DATASET EXTRACT:
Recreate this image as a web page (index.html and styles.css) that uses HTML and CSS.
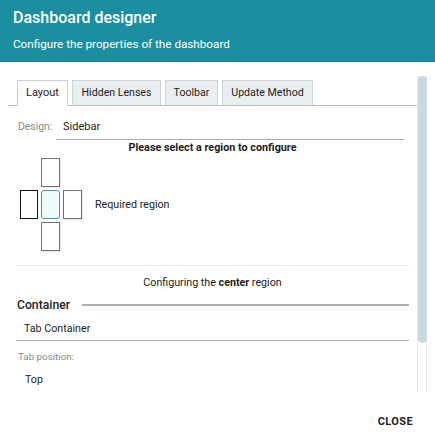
FILE: index.html
```html
<!DOCTYPE html>
<html lang="en">
<head>
    <meta charset="UTF-8">
    <title>Dashboard designer</title>
    <link rel="stylesheet" href="styles.css">
</head>
<body>
    <div class="dialog">
        <div class="header">
            <h1>Dashboard designer</h1>
            <p>Configure the properties of the dashboard</p>
        </div>

        <div class="content">
            <div class="scroll-area">
                <div class="tabs">
                    <div class="tab active">Layout</div>
                    <div class="tab">Hidden Lenses</div>
                    <div class="tab">Toolbar</div>
                    <div class="tab">Update Method</div>
                </div>

                <div class="pane">
                    <div class="design-row">
                        <span class="label">Design:</span>
                        <span class="value">Sidebar</span>
                    </div>

                    <div class="prompt">Please select a region to configure</div>

                    <div class="regions">
                        <div class="picker">
                            <div class="region top"></div>
                            <div class="region left"></div>
                            <div class="region center"></div>
                            <div class="region right"></div>
                            <div class="region bottom"></div>
                        </div>
                        <span class="required">Required region</span>
                    </div>

                    <div class="configuring">Configuring the <b>center</b> region</div>

                    <div class="section-title">Container</div>
                    <div class="field">Tab Container</div>

                    <div class="field-label">Tab position:</div>
                    <div class="field plain">Top</div>
                </div>
            </div>
            <div class="scrollbar">
                <div class="thumb"></div>
            </div>
        </div>

        <div class="actions">
            <button>Close</button>
        </div>
    </div>
</body>
</html>
```

FILE: styles.css
```css
* {
    box-sizing: border-box;
    margin: 0;
    padding: 0;
}

body {
    font-family: Roboto, "Liberation Sans", sans-serif;
    background-color: white;
    color: #222;
}

.dialog {
    width: 435px;
    height: 435px;
    display: flex;
    flex-direction: column;
}

.header {
    background-color: #1b8fa0;
    color: white;
    height: 62px;
    padding: 8px 13px 0;
    border-bottom: 1px solid #15808f;
}

.header h1 {
    font-size: 16px;
    font-weight: 500;
    line-height: 20px;
}

.header p {
    font-size: 11.7px;
    line-height: 16px;
    margin-top: 8px;
}

.content {
    display: flex;
    margin: 14px 8px 0;
    height: 316px;
}

.scroll-area {
    flex: 1;
    overflow: hidden;
}

.scrollbar {
    width: 10px;
    border-left: 1px solid #e6e6e6;
    border-right: 1px solid #e6e6e6;
}

.thumb {
    height: 267px;
    margin: 0 -1px 0 0;
    background-color: #cdd8de;
    border-radius: 4px 4px 5px 5px;
}

.tabs {
    display: flex;
    gap: 4px;
    margin-top: 4px;
    padding-left: 9px;
    border-bottom: 1px solid #b4c0c6;
}

.tab {
    height: 25px;
    line-height: 24px;
    text-align: center;
    font-size: 10.6px;
    background-color: #e9eef1;
    border: 1px solid #cfd6da;
    border-bottom: none;
    margin-bottom: -1px;
}

.tab:nth-child(1) { width: 51px; }
.tab:nth-child(2) { width: 89px; }
.tab:nth-child(3) { width: 53px; }
.tab:nth-child(4) { width: 91px; }

.tab.active {
    background-color: white;
    border-color: #c8d0d4;
    height: 26px;
    font-size: 11px;
}

.pane {
    padding: 0 8px;
}

.design-row {
    display: flex;
    align-items: flex-start;
    margin-top: 14px;
}

.label {
    font-size: 10.4px;
    line-height: 14px;
    color: #8a8a8a;
    width: 40px;
    padding-left: 2px;
}

.value {
    flex: 1;
    font-size: 11px;
    line-height: 14px;
    padding: 0 7px 5px;
    margin-right: 5px;
    border-bottom: 1px solid #aaa;
}

.prompt {
    text-align: center;
    font-size: 10.8px;
    line-height: 14px;
    font-weight: bold;
    margin-top: 1px;
}

.regions {
    display: flex;
    align-items: center;
    gap: 13px;
    margin-top: 3px;
    padding-bottom: 14px;
    border-bottom: 1px solid #e2e2e2;
}

.picker {
    display: grid;
    grid-template-columns: 18px 19px 19px;
    grid-template-rows: 29px 29px 29px;
    gap: 3px;
    margin-left: 4px;
}

.region {
    border: 1px solid #6f6f6f;
    box-shadow: 1px 1px 0 rgba(0, 0, 0, 0.08);
}

.top { grid-column: 2; grid-row: 1; }
.left { grid-column: 1; grid-row: 2; border-color: #111; box-shadow: none; }
.center {
    grid-column: 2;
    grid-row: 2;
    border-color: #3b9a9a;
    background-color: #f0fcfc;
    border-radius: 3px;
    box-shadow: none;
}
.right { grid-column: 3; grid-row: 2; }
.bottom { grid-column: 2; grid-row: 3; }

.required {
    font-size: 10.7px;
}

.configuring {
    text-align: center;
    font-size: 10.7px;
    line-height: 14px;
    margin-top: 10px;
}

.section-title {
    display: flex;
    align-items: center;
    gap: 12px;
    font-size: 12.2px;
    line-height: 16px;
    font-weight: 500;
    margin-top: 7px;
    padding-left: 1px;
}

.section-title::after {
    content: "";
    flex: 1;
    border-top: 2px solid #a7afb4;
}

.field {
    font-size: 10.7px;
    line-height: 14px;
    padding: 9px 8px 4px;
    border-bottom: 1px solid #aaa;
}

.field-label {
    font-size: 9.8px;
    line-height: 12px;
    color: #8a8a8a;
    margin-top: 10px;
    padding-left: 2px;
}

.field.plain {
    border-bottom: none;
    padding-top: 10px;
    padding-left: 9px;
}

.actions {
    flex: 1;
    display: flex;
    justify-content: flex-end;
    align-items: center;
    padding: 0 22px 0 0;
}

button {
    font-family: Roboto, "Liberation Sans", sans-serif;
    font-size: 11px;
    font-weight: bold;
    text-transform: uppercase;
    letter-spacing: 0.4px;
    background: none;
    border: none;
    color: #222;
    margin-top: 16px;
}
```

INSTRUCTIONS FOR THE TASK: Leave out the pictures and output the rest of the material exactly as written.

FINAL RESULT:
Recreate this image as a web page (index.html and styles.css) that uses HTML and CSS.
FILE: index.html
```html
<!DOCTYPE html>
<html lang="en">
<head>
    <meta charset="UTF-8">
    <title>Dashboard designer</title>
    <link rel="stylesheet" href="styles.css">
</head>
<body>
    <div class="dialog">
        <div class="header">
            <h1>Dashboard designer</h1>
            <p>Configure the properties of the dashboard</p>
        </div>

        <div class="content">
            <div class="scroll-area">
                <div class="tabs">
                    <div class="tab active">Layout</div>
                    <div class="tab">Hidden Lenses</div>
                    <div class="tab">Toolbar</div>
                    <div class="tab">Update Method</div>
                </div>

                <div class="pane">
                    <div class="design-row">
                        <span class="label">Design:</span>
                        <span class="value">Sidebar</span>
                    </div>

                    <div class="prompt">Please select a region to configure</div>

                    <div class="regions">
                        <div class="picker">
                            <div class="region top"></div>
                            <div class="region left"></div>
                            <div class="region center"></div>
                            <div class="region right"></div>
                            <div class="region bottom"></div>
                        </div>
                        <span class="required">Required region</span>
                    </div>

                    <div class="configuring">Configuring the <b>center</b> region</div>

                    <div class="section-title">Container</div>
                    <div class="field">Tab Container</div>

                    <div class="field-label">Tab position:</div>
                    <div class="field plain">Top</div>
                </div>
            </div>
            <div class="scrollbar">
                <div class="thumb"></div>
            </div>
        </div>

        <div class="actions">
            <button>Close</button>
        </div>
    </div>
</body>
</html>
```

FILE: styles.css
```css
* {
    box-sizing: border-box;
    margin: 0;
    padding: 0;
}

body {
    font-family: Roboto, "Liberation Sans", sans-serif;
    background-color: white;
    color: #222;
}

.dialog {
    width: 435px;
    height: 435px;
    display: flex;
    flex-direction: column;
}

.header {
    background-color: #1b8fa0;
    color: white;
    height: 62px;
    padding: 8px 13px 0;
    border-bottom: 1px solid #15808f;
}

.header h1 {
    font-size: 16px;
    font-weight: 500;
    line-height: 20px;
}

.header p {
    font-size: 11.7px;
    line-height: 16px;
    margin-top: 8px;
}

.content {
    display: flex;
    margin: 14px 8px 0;
    height: 316px;
}

.scroll-area {
    flex: 1;
    overflow: hidden;
}

.scrollbar {
    width: 10px;
    border-left: 1px solid #e6e6e6;
    border-right: 1px solid #e6e6e6;
}

.thumb {
    height: 267px;
    margin: 0 -1px 0 0;
    background-color: #cdd8de;
    border-radius: 4px 4px 5px 5px;
}

.tabs {
    display: flex;
    gap: 4px;
    margin-top: 4px;
    padding-left: 9px;
    border-bottom: 1px solid #b4c0c6;
}

.tab {
    height: 25px;
    line-height: 24px;
    text-align: center;
    font-size: 10.6px;
    background-color: #e9eef1;
    border: 1px solid #cfd6da;
    border-bottom: none;
    margin-bottom: -1px;
}

.tab:nth-child(1) { width: 51px; }
.tab:nth-child(2) { width: 89px; }
.tab:nth-child(3) { width: 53px; }
.tab:nth-child(4) { width: 91px; }

.tab.active {
    background-color: white;
    border-color: #c8d0d4;
    height: 26px;
    font-size: 11px;
}

.pane {
    padding: 0 8px;
}

.design-row {
    display: flex;
    align-items: flex-start;
    margin-top: 14px;
}

.label {
    font-size: 10.4px;
    line-height: 14px;
    color: #8a8a8a;
    width: 40px;
    padding-left: 2px;
}

.value {
    flex: 1;
    font-size: 11px;
    line-height: 14px;
    padding: 0 7px 5px;
    margin-right: 5px;
    border-bottom: 1px solid #aaa;
}

.prompt {
    text-align: center;
    font-size: 10.8px;
    line-height: 14px;
    font-weight: bold;
    margin-top: 1px;
}

.regions {
    display: flex;
    align-items: center;
    gap: 13px;
    margin-top: 3px;
    padding-bottom: 14px;
    border-bottom: 1px solid #e2e2e2;
}

.picker {
    display: grid;
    grid-template-columns: 18px 19px 19px;
    grid-template-rows: 29px 29px 29px;
    gap: 3px;
    margin-left: 4px;
}

.region {
    border: 1px solid #6f6f6f;
    box-shadow: 1px 1px 0 rgba(0, 0, 0, 0.08);
}

.top { grid-column: 2; grid-row: 1; }
.left { grid-column: 1; grid-row: 2; border-color: #111; box-shadow: none; }
.center {
    grid-column: 2;
    grid-row: 2;
    border-color: #3b9a9a;
    background-color: #f0fcfc;
    border-radius: 3px;
    box-shadow: none;
}
.right { grid-column: 3; grid-row: 2; }
.bottom { grid-column: 2; grid-row: 3; }

.required {
    font-size: 10.7px;
}

.configuring {
    text-align: center;
    font-size: 10.7px;
    line-height: 14px;
    margin-top: 10px;
}

.section-title {
    display: flex;
    align-items: center;
    gap: 12px;
    font-size: 12.2px;
    line-height: 16px;
    font-weight: 500;
    margin-top: 7px;
    padding-left: 1px;
}

.section-title::after {
    content: "";
    flex: 1;
    border-top: 2px solid #a7afb4;
}

.field {
    font-size: 10.7px;
    line-height: 14px;
    padding: 9px 8px 4px;
    border-bottom: 1px solid #aaa;
}

.field-label {
    font-size: 9.8px;
    line-height: 12px;
    color: #8a8a8a;
    margin-top: 10px;
    padding-left: 2px;
}

.field.plain {
    border-bottom: none;
    padding-top: 10px;
    padding-left: 9px;
}

.actions {
    flex: 1;
    display: flex;
    justify-content: flex-end;
    align-items: center;
    padding: 0 22px 0 0;
}

button {
    font-family: Roboto, "Liberation Sans", sans-serif;
    font-size: 11px;
    font-weight: bold;
    text-transform: uppercase;
    letter-spacing: 0.4px;
    background: none;
    border: none;
    color: #222;
    margin-top: 16px;
}
```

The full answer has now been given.